_Directive_
Write out each line word for word. Drop pictures.

_Data block_
■ ■ ■

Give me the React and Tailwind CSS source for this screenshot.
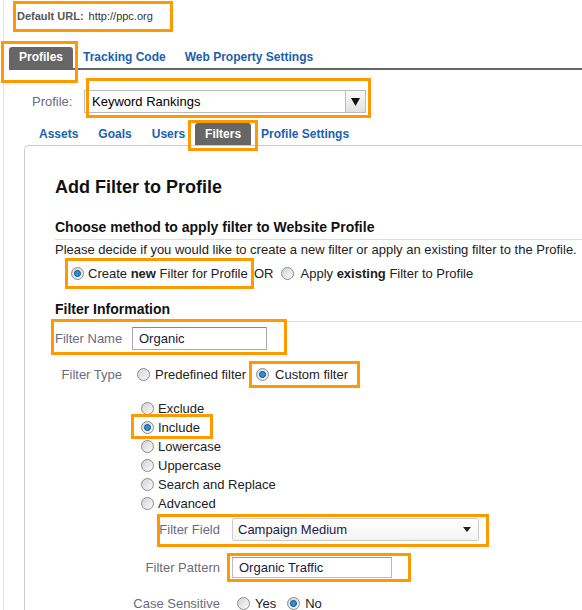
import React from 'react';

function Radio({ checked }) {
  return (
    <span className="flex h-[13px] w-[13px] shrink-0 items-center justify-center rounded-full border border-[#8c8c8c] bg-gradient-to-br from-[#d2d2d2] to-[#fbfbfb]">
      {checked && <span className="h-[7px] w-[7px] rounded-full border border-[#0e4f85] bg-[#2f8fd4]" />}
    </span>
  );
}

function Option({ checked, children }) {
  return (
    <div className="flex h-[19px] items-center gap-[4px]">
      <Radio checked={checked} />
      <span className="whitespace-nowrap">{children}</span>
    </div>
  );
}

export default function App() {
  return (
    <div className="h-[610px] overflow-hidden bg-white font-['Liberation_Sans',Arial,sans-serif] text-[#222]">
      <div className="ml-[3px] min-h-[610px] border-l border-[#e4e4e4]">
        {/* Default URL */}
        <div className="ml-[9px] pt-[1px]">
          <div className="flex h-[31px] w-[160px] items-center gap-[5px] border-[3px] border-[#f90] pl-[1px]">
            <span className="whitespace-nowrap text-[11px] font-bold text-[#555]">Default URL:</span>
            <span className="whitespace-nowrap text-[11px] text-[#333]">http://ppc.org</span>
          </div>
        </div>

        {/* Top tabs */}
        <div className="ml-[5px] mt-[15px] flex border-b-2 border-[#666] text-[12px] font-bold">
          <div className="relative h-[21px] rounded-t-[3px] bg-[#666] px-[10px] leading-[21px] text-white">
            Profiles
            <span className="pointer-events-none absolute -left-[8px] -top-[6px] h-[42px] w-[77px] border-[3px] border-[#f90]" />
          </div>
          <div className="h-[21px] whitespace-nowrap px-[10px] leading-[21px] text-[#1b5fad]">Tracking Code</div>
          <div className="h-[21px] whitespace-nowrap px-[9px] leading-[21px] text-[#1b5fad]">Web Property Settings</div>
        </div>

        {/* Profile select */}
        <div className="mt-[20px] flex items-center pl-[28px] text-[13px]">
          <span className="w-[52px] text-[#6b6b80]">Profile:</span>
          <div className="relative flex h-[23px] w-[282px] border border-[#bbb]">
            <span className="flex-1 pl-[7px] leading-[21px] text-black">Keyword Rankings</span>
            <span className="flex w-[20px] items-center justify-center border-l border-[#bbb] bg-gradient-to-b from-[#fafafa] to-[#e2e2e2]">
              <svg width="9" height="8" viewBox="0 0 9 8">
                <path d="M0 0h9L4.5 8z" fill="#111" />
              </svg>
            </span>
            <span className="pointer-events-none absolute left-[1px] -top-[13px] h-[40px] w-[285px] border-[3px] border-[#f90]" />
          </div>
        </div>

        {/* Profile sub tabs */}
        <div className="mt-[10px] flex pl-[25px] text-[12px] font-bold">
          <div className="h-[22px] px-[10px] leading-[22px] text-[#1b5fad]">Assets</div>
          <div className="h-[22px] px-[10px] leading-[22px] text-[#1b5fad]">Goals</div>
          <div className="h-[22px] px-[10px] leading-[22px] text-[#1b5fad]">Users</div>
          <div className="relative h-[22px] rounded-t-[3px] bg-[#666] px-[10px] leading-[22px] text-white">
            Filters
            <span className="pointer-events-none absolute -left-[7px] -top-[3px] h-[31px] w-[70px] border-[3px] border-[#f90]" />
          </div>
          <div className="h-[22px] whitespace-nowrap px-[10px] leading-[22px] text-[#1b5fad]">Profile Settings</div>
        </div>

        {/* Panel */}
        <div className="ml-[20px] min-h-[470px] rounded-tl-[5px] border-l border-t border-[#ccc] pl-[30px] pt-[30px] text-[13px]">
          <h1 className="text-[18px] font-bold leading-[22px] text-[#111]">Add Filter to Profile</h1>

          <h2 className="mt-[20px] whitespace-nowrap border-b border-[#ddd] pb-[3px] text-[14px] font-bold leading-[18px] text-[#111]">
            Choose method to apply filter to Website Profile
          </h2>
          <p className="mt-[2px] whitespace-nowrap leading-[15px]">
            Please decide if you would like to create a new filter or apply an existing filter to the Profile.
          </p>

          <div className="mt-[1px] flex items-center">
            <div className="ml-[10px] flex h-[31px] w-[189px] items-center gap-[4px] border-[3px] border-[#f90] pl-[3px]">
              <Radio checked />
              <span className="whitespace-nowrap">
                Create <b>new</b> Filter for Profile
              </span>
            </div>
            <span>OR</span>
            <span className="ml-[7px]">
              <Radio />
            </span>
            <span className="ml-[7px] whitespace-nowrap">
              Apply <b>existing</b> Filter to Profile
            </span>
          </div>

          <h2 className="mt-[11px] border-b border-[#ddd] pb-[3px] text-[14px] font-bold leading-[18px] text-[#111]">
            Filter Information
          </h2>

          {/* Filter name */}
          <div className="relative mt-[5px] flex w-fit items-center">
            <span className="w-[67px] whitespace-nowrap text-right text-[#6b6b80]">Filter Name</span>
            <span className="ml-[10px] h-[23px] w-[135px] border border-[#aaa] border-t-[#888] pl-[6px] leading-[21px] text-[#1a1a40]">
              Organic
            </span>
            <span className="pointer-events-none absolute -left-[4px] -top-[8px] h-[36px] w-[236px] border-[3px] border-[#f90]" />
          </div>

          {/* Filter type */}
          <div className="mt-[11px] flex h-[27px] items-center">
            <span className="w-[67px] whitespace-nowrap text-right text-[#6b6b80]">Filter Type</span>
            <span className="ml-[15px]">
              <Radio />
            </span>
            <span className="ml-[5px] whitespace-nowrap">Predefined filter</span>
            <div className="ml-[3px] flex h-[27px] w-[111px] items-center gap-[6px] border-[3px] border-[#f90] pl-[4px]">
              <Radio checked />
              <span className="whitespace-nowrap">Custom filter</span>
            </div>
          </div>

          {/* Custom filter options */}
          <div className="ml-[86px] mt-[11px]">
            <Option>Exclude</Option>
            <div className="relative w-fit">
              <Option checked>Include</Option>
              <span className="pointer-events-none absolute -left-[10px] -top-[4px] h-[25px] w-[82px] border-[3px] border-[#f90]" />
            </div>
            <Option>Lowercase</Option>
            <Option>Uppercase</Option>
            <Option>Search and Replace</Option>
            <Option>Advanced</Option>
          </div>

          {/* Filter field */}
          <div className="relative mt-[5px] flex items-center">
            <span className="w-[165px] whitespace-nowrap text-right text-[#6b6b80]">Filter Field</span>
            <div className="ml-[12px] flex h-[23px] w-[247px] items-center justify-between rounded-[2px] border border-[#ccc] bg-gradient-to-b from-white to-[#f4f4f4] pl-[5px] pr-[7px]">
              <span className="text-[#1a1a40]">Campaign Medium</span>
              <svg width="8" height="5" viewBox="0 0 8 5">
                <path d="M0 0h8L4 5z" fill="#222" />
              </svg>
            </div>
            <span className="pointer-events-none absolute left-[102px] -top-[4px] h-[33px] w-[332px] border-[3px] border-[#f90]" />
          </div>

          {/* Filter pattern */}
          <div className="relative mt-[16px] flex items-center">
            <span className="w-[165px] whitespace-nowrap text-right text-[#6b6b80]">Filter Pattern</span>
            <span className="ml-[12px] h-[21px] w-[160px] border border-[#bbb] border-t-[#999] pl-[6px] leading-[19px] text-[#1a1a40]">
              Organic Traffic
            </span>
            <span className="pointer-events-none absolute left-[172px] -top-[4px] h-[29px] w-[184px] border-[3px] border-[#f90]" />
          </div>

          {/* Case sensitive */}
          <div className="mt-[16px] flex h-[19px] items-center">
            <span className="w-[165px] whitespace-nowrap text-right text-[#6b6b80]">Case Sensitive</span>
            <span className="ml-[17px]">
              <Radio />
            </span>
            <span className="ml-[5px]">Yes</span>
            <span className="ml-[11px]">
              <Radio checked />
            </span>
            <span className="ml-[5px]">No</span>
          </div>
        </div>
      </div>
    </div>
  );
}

■ ■ ■

_Output below_
Give me the React and Tailwind CSS source for this screenshot.
import React from 'react';

function Radio({ checked }) {
  return (
    <span className="flex h-[13px] w-[13px] shrink-0 items-center justify-center rounded-full border border-[#8c8c8c] bg-gradient-to-br from-[#d2d2d2] to-[#fbfbfb]">
      {checked && <span className="h-[7px] w-[7px] rounded-full border border-[#0e4f85] bg-[#2f8fd4]" />}
    </span>
  );
}

function Option({ checked, children }) {
  return (
    <div className="flex h-[19px] items-center gap-[4px]">
      <Radio checked={checked} />
      <span className="whitespace-nowrap">{children}</span>
    </div>
  );
}

export default function App() {
  return (
    <div className="h-[610px] overflow-hidden bg-white font-['Liberation_Sans',Arial,sans-serif] text-[#222]">
      <div className="ml-[3px] min-h-[610px] border-l border-[#e4e4e4]">
        {/* Default URL */}
        <div className="ml-[9px] pt-[1px]">
          <div className="flex h-[31px] w-[160px] items-center gap-[5px] border-[3px] border-[#f90] pl-[1px]">
            <span className="whitespace-nowrap text-[11px] font-bold text-[#555]">Default URL:</span>
            <span className="whitespace-nowrap text-[11px] text-[#333]">http://ppc.org</span>
          </div>
        </div>

        {/* Top tabs */}
        <div className="ml-[5px] mt-[15px] flex border-b-2 border-[#666] text-[12px] font-bold">
          <div className="relative h-[21px] rounded-t-[3px] bg-[#666] px-[10px] leading-[21px] text-white">
            Profiles
            <span className="pointer-events-none absolute -left-[8px] -top-[6px] h-[42px] w-[77px] border-[3px] border-[#f90]" />
          </div>
          <div className="h-[21px] whitespace-nowrap px-[10px] leading-[21px] text-[#1b5fad]">Tracking Code</div>
          <div className="h-[21px] whitespace-nowrap px-[9px] leading-[21px] text-[#1b5fad]">Web Property Settings</div>
        </div>

        {/* Profile select */}
        <div className="mt-[20px] flex items-center pl-[28px] text-[13px]">
          <span className="w-[52px] text-[#6b6b80]">Profile:</span>
          <div className="relative flex h-[23px] w-[282px] border border-[#bbb]">
            <span className="flex-1 pl-[7px] leading-[21px] text-black">Keyword Rankings</span>
            <span className="flex w-[20px] items-center justify-center border-l border-[#bbb] bg-gradient-to-b from-[#fafafa] to-[#e2e2e2]">
              <svg width="9" height="8" viewBox="0 0 9 8">
                <path d="M0 0h9L4.5 8z" fill="#111" />
              </svg>
            </span>
            <span className="pointer-events-none absolute left-[1px] -top-[13px] h-[40px] w-[285px] border-[3px] border-[#f90]" />
          </div>
        </div>

        {/* Profile sub tabs */}
        <div className="mt-[10px] flex pl-[25px] text-[12px] font-bold">
          <div className="h-[22px] px-[10px] leading-[22px] text-[#1b5fad]">Assets</div>
          <div className="h-[22px] px-[10px] leading-[22px] text-[#1b5fad]">Goals</div>
          <div className="h-[22px] px-[10px] leading-[22px] text-[#1b5fad]">Users</div>
          <div className="relative h-[22px] rounded-t-[3px] bg-[#666] px-[10px] leading-[22px] text-white">
            Filters
            <span className="pointer-events-none absolute -left-[7px] -top-[3px] h-[31px] w-[70px] border-[3px] border-[#f90]" />
          </div>
          <div className="h-[22px] whitespace-nowrap px-[10px] leading-[22px] text-[#1b5fad]">Profile Settings</div>
        </div>

        {/* Panel */}
        <div className="ml-[20px] min-h-[470px] rounded-tl-[5px] border-l border-t border-[#ccc] pl-[30px] pt-[30px] text-[13px]">
          <h1 className="text-[18px] font-bold leading-[22px] text-[#111]">Add Filter to Profile</h1>

          <h2 className="mt-[20px] whitespace-nowrap border-b border-[#ddd] pb-[3px] text-[14px] font-bold leading-[18px] text-[#111]">
            Choose method to apply filter to Website Profile
          </h2>
          <p className="mt-[2px] whitespace-nowrap leading-[15px]">
            Please decide if you would like to create a new filter or apply an existing filter to the Profile.
          </p>

          <div className="mt-[1px] flex items-center">
            <div className="ml-[10px] flex h-[31px] w-[189px] items-center gap-[4px] border-[3px] border-[#f90] pl-[3px]">
              <Radio checked />
              <span className="whitespace-nowrap">
                Create <b>new</b> Filter for Profile
              </span>
            </div>
            <span>OR</span>
            <span className="ml-[7px]">
              <Radio />
            </span>
            <span className="ml-[7px] whitespace-nowrap">
              Apply <b>existing</b> Filter to Profile
            </span>
          </div>

          <h2 className="mt-[11px] border-b border-[#ddd] pb-[3px] text-[14px] font-bold leading-[18px] text-[#111]">
            Filter Information
          </h2>

          {/* Filter name */}
          <div className="relative mt-[5px] flex w-fit items-center">
            <span className="w-[67px] whitespace-nowrap text-right text-[#6b6b80]">Filter Name</span>
            <span className="ml-[10px] h-[23px] w-[135px] border border-[#aaa] border-t-[#888] pl-[6px] leading-[21px] text-[#1a1a40]">
              Organic
            </span>
            <span className="pointer-events-none absolute -left-[4px] -top-[8px] h-[36px] w-[236px] border-[3px] border-[#f90]" />
          </div>

          {/* Filter type */}
          <div className="mt-[11px] flex h-[27px] items-center">
            <span className="w-[67px] whitespace-nowrap text-right text-[#6b6b80]">Filter Type</span>
            <span className="ml-[15px]">
              <Radio />
            </span>
            <span className="ml-[5px] whitespace-nowrap">Predefined filter</span>
            <div className="ml-[3px] flex h-[27px] w-[111px] items-center gap-[6px] border-[3px] border-[#f90] pl-[4px]">
              <Radio checked />
              <span className="whitespace-nowrap">Custom filter</span>
            </div>
          </div>

          {/* Custom filter options */}
          <div className="ml-[86px] mt-[11px]">
            <Option>Exclude</Option>
            <div className="relative w-fit">
              <Option checked>Include</Option>
              <span className="pointer-events-none absolute -left-[10px] -top-[4px] h-[25px] w-[82px] border-[3px] border-[#f90]" />
            </div>
            <Option>Lowercase</Option>
            <Option>Uppercase</Option>
            <Option>Search and Replace</Option>
            <Option>Advanced</Option>
          </div>

          {/* Filter field */}
          <div className="relative mt-[5px] flex items-center">
            <span className="w-[165px] whitespace-nowrap text-right text-[#6b6b80]">Filter Field</span>
            <div className="ml-[12px] flex h-[23px] w-[247px] items-center justify-between rounded-[2px] border border-[#ccc] bg-gradient-to-b from-white to-[#f4f4f4] pl-[5px] pr-[7px]">
              <span className="text-[#1a1a40]">Campaign Medium</span>
              <svg width="8" height="5" viewBox="0 0 8 5">
                <path d="M0 0h8L4 5z" fill="#222" />
              </svg>
            </div>
            <span className="pointer-events-none absolute left-[102px] -top-[4px] h-[33px] w-[332px] border-[3px] border-[#f90]" />
          </div>

          {/* Filter pattern */}
          <div className="relative mt-[16px] flex items-center">
            <span className="w-[165px] whitespace-nowrap text-right text-[#6b6b80]">Filter Pattern</span>
            <span className="ml-[12px] h-[21px] w-[160px] border border-[#bbb] border-t-[#999] pl-[6px] leading-[19px] text-[#1a1a40]">
              Organic Traffic
            </span>
            <span className="pointer-events-none absolute left-[172px] -top-[4px] h-[29px] w-[184px] border-[3px] border-[#f90]" />
          </div>

          {/* Case sensitive */}
          <div className="mt-[16px] flex h-[19px] items-center">
            <span className="w-[165px] whitespace-nowrap text-right text-[#6b6b80]">Case Sensitive</span>
            <span className="ml-[17px]">
              <Radio />
            </span>
            <span className="ml-[5px]">Yes</span>
            <span className="ml-[11px]">
              <Radio checked />
            </span>
            <span className="ml-[5px]">No</span>
          </div>
        </div>
      </div>
    </div>
  );
}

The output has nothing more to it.